In search of: 21f*s and 20f*s; a four month odyssey.
At this point, I have found no 21f* positions, but with Herbert Kociemba and Silviu Radu, have found 11,313 (mod M+inv) 20f* positions. This set represents 16,510 mod M positions, and 428,982 overall cube positions. The majority of the positions were found by Silviu using a spectacular coset solver that he will write about soon.
In addition to running my coset solver in a mode to find 20f*'s, I also have been running it in a faster, two-phase mode to prove that there are no 21f*'s in that coset. So far I have finished running over 1,000 cosets in this two-phase manner. These cosets are of size 19 billion positions, and depending on the symmetry of the generating position can represent up to 1.9 trillion total positions each.
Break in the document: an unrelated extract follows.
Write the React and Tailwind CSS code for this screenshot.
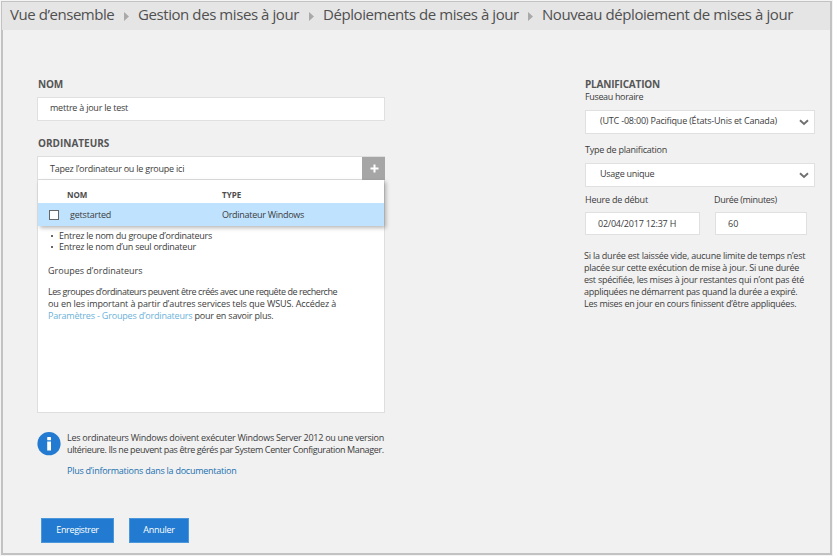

In total, the cosets I have run represent 7.6e14 positions out of 4e19, or about one cube in 53,000---and there are no 21f*'s in all these positions.
All the technology I have been using has been previously presented on this list. Silviu has some new technology he will be sharing with us soon. In addition, Kociemba has implemented (and perhaps improved) some of the technology himself.
The total set of found 20f*'s are available at http://tomas.rokicki.com/all20.txt.
I plan to continue running both efforts (the 20f* search and the 21f* search) for a little while until something else comes up to occupy the machines. At some point I may turn my attention to the quarter-turn metric to see if there are any other 26q*'s, or perhaps a 27q*.